27 Kasım 2006 Pazartesi

Her Daim NY

Dun dedik, soyle NY'u bastan basa kuzeyden guneye, dogudan batiya trenle bir dolanalim. Bizim evden guneye dogru vurunca ilk durak Yankee Stadyum sonrasinda Grand Central, Rockefeller Center, karsisindaki kilise, Empire State binasi, sonra asagi Manhattan bolgesine inince muhtesem Brooklyn koprusu, Wall Street, Tin Church, Hudson Nehrine bakan mansiyonlar derken gezmedigimiz yer kalmadi. Gezmek diyorsam yaniltici olmasin. NY sehrini simgeleyen yerlerin minyaturlerini yapmislar ve birbirleri arasi yolculugu da gene minyatur trenlerle baglamislar.


Bu gosterinin yapildigi yer NY Botanik Bahcesi. Dikdortgen bir alan dusunun genisce, giristen NY-Tren gosterisinin yapildigi alana kadar yuzlerce tropikal bitkinin arasindan geciyorsunuz. O kadar ic acici, yemyesil ki disardaki dogaya nisbet, uzunca bir sure bu bitkilerin arasindan yurudukten sonra tren gosterisinin oldugu alana geliyorsunuz. Baslangicta bir hayal kirikligi hissediyor insan, cunku tepemizde "bu kadarcik mi?" diye dolasan sadece uc-bes tren var. Yanimdaki Amerikali soyulduk diyor 18$'lik bilet parasini kastederek. Derken asil salona giriyoruz ve gercek menekselerin, bitkilerin, ciceklerin, yesilliklerin, isiklarin, suslerin arasinda NY'un muhtesem gokdelenlerini, binalarini, koprulerini ve aralarinda da dolasan trenleri goruyorsunuz. Ozellikle cocuklar icin muthis eglendirici.
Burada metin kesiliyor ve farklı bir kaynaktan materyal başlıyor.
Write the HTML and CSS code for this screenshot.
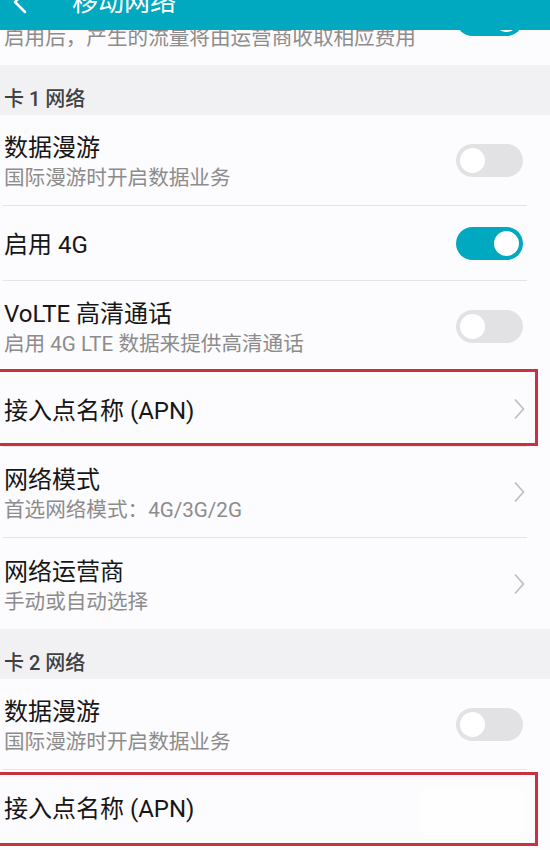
FILE: index.html
```html
<!DOCTYPE html>
<html lang="zh-CN">
<head>
<meta charset="utf-8">
<title>移动网络</title>
<link rel="stylesheet" href="styles.css">
</head>
<body>
<div class="screen">
  <header class="appbar">
    <svg class="back" width="16" height="24" viewBox="0 0 16 24"><polyline points="13,2 3,12 13,22" fill="none" stroke="#fff" stroke-width="2.5" stroke-linecap="round" stroke-linejoin="round"/></svg>
    <span class="appbar-title">移动网络</span>
  </header>
  <main class="content">
    <div class="list">
      <div class="row two no-line">
        <div class="text">
          <div class="title">移动数据</div>
          <div class="sub">启用后，产生的流量将由运营商收取相应费用</div>
        </div>
        <span class="switch on"></span>
      </div>
    </div>

    <div class="section-head">卡 1 网络</div>
    <div class="list">
      <div class="row two">
        <div class="text">
          <div class="title">数据漫游</div>
          <div class="sub">国际漫游时开启数据业务</div>
        </div>
        <span class="switch"></span>
      </div>
      <div class="row one">
        <div class="text"><div class="title">启用 4G</div></div>
        <span class="switch on"></span>
      </div>
      <div class="row two">
        <div class="text">
          <div class="title">VoLTE 高清通话</div>
          <div class="sub">启用 4G LTE 数据来提供高清通话</div>
        </div>
        <span class="switch"></span>
      </div>
      <div class="row one">
        <div class="text"><div class="title">接入点名称 (APN)</div></div>
        <svg class="chev" width="12" height="22" viewBox="0 0 12 22"><polyline points="2,1.5 10.5,11 2,20.5" fill="none" stroke="#bdbdbd" stroke-width="1.6"/></svg>
        <span class="mark mark-a"></span>
      </div>
      <div class="row two">
        <div class="text">
          <div class="title">网络模式</div>
          <div class="sub">首选网络模式：4G/3G/2G</div>
        </div>
        <svg class="chev" width="12" height="22" viewBox="0 0 12 22"><polyline points="2,1.5 10.5,11 2,20.5" fill="none" stroke="#bdbdbd" stroke-width="1.6"/></svg>
      </div>
      <div class="row two no-line">
        <div class="text">
          <div class="title">网络运营商</div>
          <div class="sub">手动或自动选择</div>
        </div>
        <svg class="chev" width="12" height="22" viewBox="0 0 12 22"><polyline points="2,1.5 10.5,11 2,20.5" fill="none" stroke="#bdbdbd" stroke-width="1.6"/></svg>
      </div>
    </div>

    <div class="section-head">卡 2 网络</div>
    <div class="list">
      <div class="row two">
        <div class="text">
          <div class="title">数据漫游</div>
          <div class="sub">国际漫游时开启数据业务</div>
        </div>
        <span class="switch"></span>
      </div>
      <div class="row one">
        <div class="text"><div class="title">接入点名称 (APN)</div></div>
        <span class="smudge"></span>
        <span class="mark mark-b"></span>
      </div>
    </div>
  </main>
</div>
</body>
</html>
```

FILE: styles.css
```css
html, body {
  margin: 0;
  padding: 0;
  background: #fcfbfd;
}

body {
  width: 550px;
  height: 850px;
  overflow: hidden;
  font-family: Roboto, "Noto Sans CJK SC", sans-serif;
}

.screen {
  position: relative;
  width: 550px;
  height: 850px;
  overflow: hidden;
}

.appbar {
  position: absolute;
  top: -26px;
  left: 0;
  right: 0;
  height: 56px;
  z-index: 5;
  background: #00a8c0;
  display: flex;
  align-items: center;
  padding-left: 12px;
  box-sizing: border-box;
}

.back {
  flex: none;
}

.appbar-title {
  margin-left: 44px;
  color: #fff;
  font-size: 26px;
  line-height: 32px;
}

.content {
  margin-top: -26px;
}

.list {
  padding: 0 23px 0 3px;
  background: #fcfbfd;
}

.section-head {
  height: 50px;
  box-sizing: border-box;
  background: #f1f0f3;
  padding: 14px 0 0 4px;
  display: flex;
  align-items: center;
  font-size: 20px;
  font-weight: 500;
  color: #404040;
}

.row {
  position: relative;
  display: flex;
  align-items: center;
  justify-content: space-between;
  padding-left: 1px;
  box-sizing: border-box;
  border-bottom: 1px solid #e4e3e6;
}

.row.two {
  height: 91px;
}

.row.one {
  height: 75px;
}

.row.no-line {
  border-bottom: none;
}

.text {
  display: flex;
  flex-direction: column;
  padding-top: 6px;
}

.row.one .text {
  padding-top: 4px;
}

.title {
  font-size: 24px;
  line-height: 30px;
  color: #161616;
}

.sub {
  font-size: 20.6px;
  line-height: 30px;
  color: #8c8c8c;
}

.switch {
  position: relative;
  flex: none;
  width: 67px;
  height: 33px;
  border-radius: 17px;
  background: #e2e1e4;
  margin-right: 4px;
}

.switch::after {
  content: "";
  position: absolute;
  top: 4px;
  left: 4px;
  width: 25px;
  height: 25px;
  border-radius: 50%;
  background: #fff;
}

.switch.on {
  background: #00a8c0;
}

.switch.on::after {
  left: 38px;
}

.chev {
  flex: none;
  margin-right: 2px;
}

.mark {
  position: absolute;
  left: -10px;
  right: -11px;
  border: 3px solid #c8323e;
  pointer-events: none;
}

.mark-a {
  top: -3px;
  bottom: 0;
}

.mark-b {
  top: 2px;
  bottom: -2px;
}

.smudge {
  position: absolute;
  right: 2px;
  top: 16px;
  width: 108px;
  height: 52px;
  background: rgba(255, 255, 255, 0.75);
  filter: blur(4px);
}
```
Yaklasik 2 saatlik bir turdan sonra biraz da disarda dolasalim dedik. Botanik bahcesine bir gezi treni koymuslar (bu defaki gercek) ve hava kararmaya yakin da olsa biz disarisini dolasabildik. Bu tur yaklasik yarim saat suruyor. Turu yapan sofor bahcenin her noktasi icin ayri ayri bilgi veriyor. Bir hafta sonu icin zaman ayirmaya deger bir gosteri. Fotograflar Picasa'da.